> _Dataset excerpt_
☆ ☆ ☆ ☆ ☆

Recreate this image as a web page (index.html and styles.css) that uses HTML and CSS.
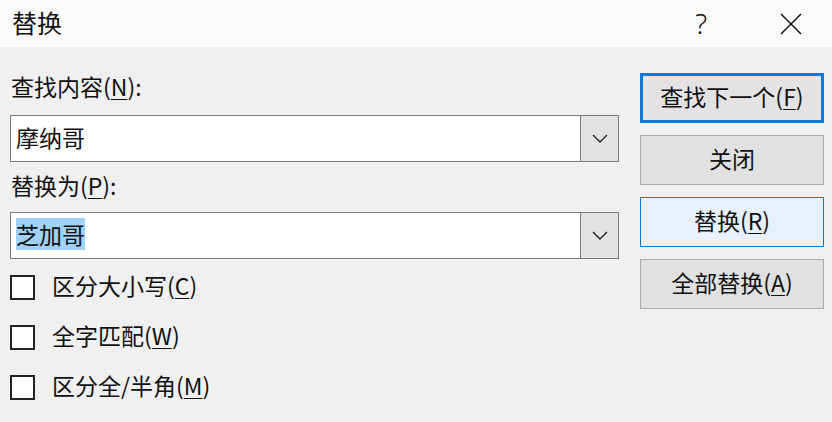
FILE: index.html
```html
<!DOCTYPE html>
<html lang="zh-CN">
<head>
  <meta charset="UTF-8" />
  <title>替换</title>
  <link rel="stylesheet" href="styles.css">
</head>
<body>
  <div class="dialog">
    <div class="titlebar">
      <span class="title">替换</span>
      <span class="help">?</span>
      <span class="close">
        <svg width="22" height="22" viewBox="0 0 22 22">
          <line x1="1" y1="1" x2="21" y2="21" stroke="#111" stroke-width="1.4"/>
          <line x1="21" y1="1" x2="1" y2="21" stroke="#111" stroke-width="1.4"/>
        </svg>
      </span>
    </div>

    <div class="content">
      <div class="fields">
        <div class="field-label">查找内容(<u>N</u>):</div>
        <div class="combo">
          <div class="combo-text">摩纳哥</div>
          <div class="combo-drop">
            <svg width="16" height="9" viewBox="0 0 16 9">
              <polyline points="1,1 8,8 15,1" fill="none" stroke="#222" stroke-width="1.4"/>
            </svg>
          </div>
        </div>

        <div class="field-label second">替换为(<u>P</u>):</div>
        <div class="combo">
          <div class="combo-text"><span class="selected">芝加哥</span></div>
          <div class="combo-drop">
            <svg width="16" height="9" viewBox="0 0 16 9">
              <polyline points="1,1 8,8 15,1" fill="none" stroke="#222" stroke-width="1.4"/>
            </svg>
          </div>
        </div>

        <div class="options">
          <div class="option"><span class="checkbox"></span><span class="option-text">区分大小写(<u>C</u>)</span></div>
          <div class="option"><span class="checkbox"></span><span class="option-text">全字匹配(<u>W</u>)</span></div>
          <div class="option"><span class="checkbox"></span><span class="option-text">区分全/半角(<u>M</u>)</span></div>
        </div>
      </div>

      <div class="buttons">
        <button class="btn btn-default">查找下一个(<u>F</u>)</button>
        <button class="btn">关闭</button>
        <button class="btn btn-hover">替换(<u>R</u>)</button>
        <button class="btn">全部替换(<u>A</u>)</button>
      </div>
    </div>
  </div>
</body>
</html>
```

FILE: styles.css
```css
body {
  margin: 0;
  font-family: 'Noto Sans CJK SC', 'Microsoft YaHei', sans-serif;
  font-size: 23px;
  color: #111;
  background-color: #f0f0f1;
}
.dialog {
  width: 832px;
  height: 422px;
  overflow: hidden;
}
.titlebar {
  height: 47px;
  background-color: #fbfbfc;
  display: flex;
  align-items: center;
  padding-left: 12px;
}
.title {
  font-size: 25px;
  flex: 1;
  line-height: 30px;
  padding-bottom: 3px;
}
.help {
  font-family: 'Noto Sans', sans-serif;
  font-weight: 300;
  font-size: 28px;
  line-height: 30px;
  margin-right: 73px;
  padding-bottom: 2px;
}
.close {
  display: flex;
  margin-right: 30px;
}
.content {
  display: flex;
  gap: 21px;
  padding: 0 8px 0 10px;
}
.fields {
  width: 609px;
  padding-top: 27px;
}
.field-label {
  line-height: 25px;
  height: 30px;
  margin-bottom: 11px;
  padding-left: 1px;
}
.field-label.second {
  margin-top: 11px;
  margin-bottom: 9px;
}
u {
  text-underline-offset: 3px;
  text-decoration-thickness: 1px;
}
.combo {
  display: flex;
  height: 47px;
  box-sizing: border-box;
  border: 1px solid #7a7a7a;
  background-color: #fff;
}
.combo-text {
  flex: 1;
  display: flex;
  align-items: center;
  padding-left: 5px;
  padding-bottom: 4px;
}
.selected {
  background-color: #9fd2f6;
  line-height: 32px;
}
.combo-drop {
  width: 37px;
  border-left: 1px solid #7a7a7a;
  background-color: #e3e3e3;
  display: flex;
  align-items: center;
  justify-content: center;
}
.options {
  margin-top: 3px;
}
.option {
  display: flex;
  align-items: center;
  height: 50px;
}
.option-text {
  padding-bottom: 5px;
}
.checkbox {
  width: 25px;
  height: 25px;
  box-sizing: border-box;
  border: 2px solid #222;
  background-color: #fff;
  margin-right: 17px;
}
.buttons {
  width: 184px;
  padding-top: 26px;
  display: flex;
  flex-direction: column;
  gap: 12px;
}
.btn {
  height: 50px;
  box-sizing: border-box;
  font-family: inherit;
  font-size: 23px;
  color: #111;
  background-color: #e1e1e1;
  border: 1px solid #adadad;
  padding: 0 0 4px;
}
.btn-default {
  border: 3px solid #0a78d6;
  background-color: #e4e2e2;
}
.btn-hover {
  border: 1px solid #0a78d6;
  background-color: #e6f1fb;
}
```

☆ ☆ ☆ ☆ ☆

> _Exercise objective_
Repeat the material above in full and exactly, apart from the pictures.

> _Exercise response_
Recreate this image as a web page (index.html and styles.css) that uses HTML and CSS.
FILE: index.html
```html
<!DOCTYPE html>
<html lang="zh-CN">
<head>
  <meta charset="UTF-8" />
  <title>替换</title>
  <link rel="stylesheet" href="styles.css">
</head>
<body>
  <div class="dialog">
    <div class="titlebar">
      <span class="title">替换</span>
      <span class="help">?</span>
      <span class="close">
        <svg width="22" height="22" viewBox="0 0 22 22">
          <line x1="1" y1="1" x2="21" y2="21" stroke="#111" stroke-width="1.4"/>
          <line x1="21" y1="1" x2="1" y2="21" stroke="#111" stroke-width="1.4"/>
        </svg>
      </span>
    </div>

    <div class="content">
      <div class="fields">
        <div class="field-label">查找内容(<u>N</u>):</div>
        <div class="combo">
          <div class="combo-text">摩纳哥</div>
          <div class="combo-drop">
            <svg width="16" height="9" viewBox="0 0 16 9">
              <polyline points="1,1 8,8 15,1" fill="none" stroke="#222" stroke-width="1.4"/>
            </svg>
          </div>
        </div>

        <div class="field-label second">替换为(<u>P</u>):</div>
        <div class="combo">
          <div class="combo-text"><span class="selected">芝加哥</span></div>
          <div class="combo-drop">
            <svg width="16" height="9" viewBox="0 0 16 9">
              <polyline points="1,1 8,8 15,1" fill="none" stroke="#222" stroke-width="1.4"/>
            </svg>
          </div>
        </div>

        <div class="options">
          <div class="option"><span class="checkbox"></span><span class="option-text">区分大小写(<u>C</u>)</span></div>
          <div class="option"><span class="checkbox"></span><span class="option-text">全字匹配(<u>W</u>)</span></div>
          <div class="option"><span class="checkbox"></span><span class="option-text">区分全/半角(<u>M</u>)</span></div>
        </div>
      </div>

      <div class="buttons">
        <button class="btn btn-default">查找下一个(<u>F</u>)</button>
        <button class="btn">关闭</button>
        <button class="btn btn-hover">替换(<u>R</u>)</button>
        <button class="btn">全部替换(<u>A</u>)</button>
      </div>
    </div>
  </div>
</body>
</html>
```

FILE: styles.css
```css
body {
  margin: 0;
  font-family: 'Noto Sans CJK SC', 'Microsoft YaHei', sans-serif;
  font-size: 23px;
  color: #111;
  background-color: #f0f0f1;
}
.dialog {
  width: 832px;
  height: 422px;
  overflow: hidden;
}
.titlebar {
  height: 47px;
  background-color: #fbfbfc;
  display: flex;
  align-items: center;
  padding-left: 12px;
}
.title {
  font-size: 25px;
  flex: 1;
  line-height: 30px;
  padding-bottom: 3px;
}
.help {
  font-family: 'Noto Sans', sans-serif;
  font-weight: 300;
  font-size: 28px;
  line-height: 30px;
  margin-right: 73px;
  padding-bottom: 2px;
}
.close {
  display: flex;
  margin-right: 30px;
}
.content {
  display: flex;
  gap: 21px;
  padding: 0 8px 0 10px;
}
.fields {
  width: 609px;
  padding-top: 27px;
}
.field-label {
  line-height: 25px;
  height: 30px;
  margin-bottom: 11px;
  padding-left: 1px;
}
.field-label.second {
  margin-top: 11px;
  margin-bottom: 9px;
}
u {
  text-underline-offset: 3px;
  text-decoration-thickness: 1px;
}
.combo {
  display: flex;
  height: 47px;
  box-sizing: border-box;
  border: 1px solid #7a7a7a;
  background-color: #fff;
}
.combo-text {
  flex: 1;
  display: flex;
  align-items: center;
  padding-left: 5px;
  padding-bottom: 4px;
}
.selected {
  background-color: #9fd2f6;
  line-height: 32px;
}
.combo-drop {
  width: 37px;
  border-left: 1px solid #7a7a7a;
  background-color: #e3e3e3;
  display: flex;
  align-items: center;
  justify-content: center;
}
.options {
  margin-top: 3px;
}
.option {
  display: flex;
  align-items: center;
  height: 50px;
}
.option-text {
  padding-bottom: 5px;
}
.checkbox {
  width: 25px;
  height: 25px;
  box-sizing: border-box;
  border: 2px solid #222;
  background-color: #fff;
  margin-right: 17px;
}
.buttons {
  width: 184px;
  padding-top: 26px;
  display: flex;
  flex-direction: column;
  gap: 12px;
}
.btn {
  height: 50px;
  box-sizing: border-box;
  font-family: inherit;
  font-size: 23px;
  color: #111;
  background-color: #e1e1e1;
  border: 1px solid #adadad;
  padding: 0 0 4px;
}
.btn-default {
  border: 3px solid #0a78d6;
  background-color: #e4e2e2;
}
.btn-hover {
  border: 1px solid #0a78d6;
  background-color: #e6f1fb;
}
```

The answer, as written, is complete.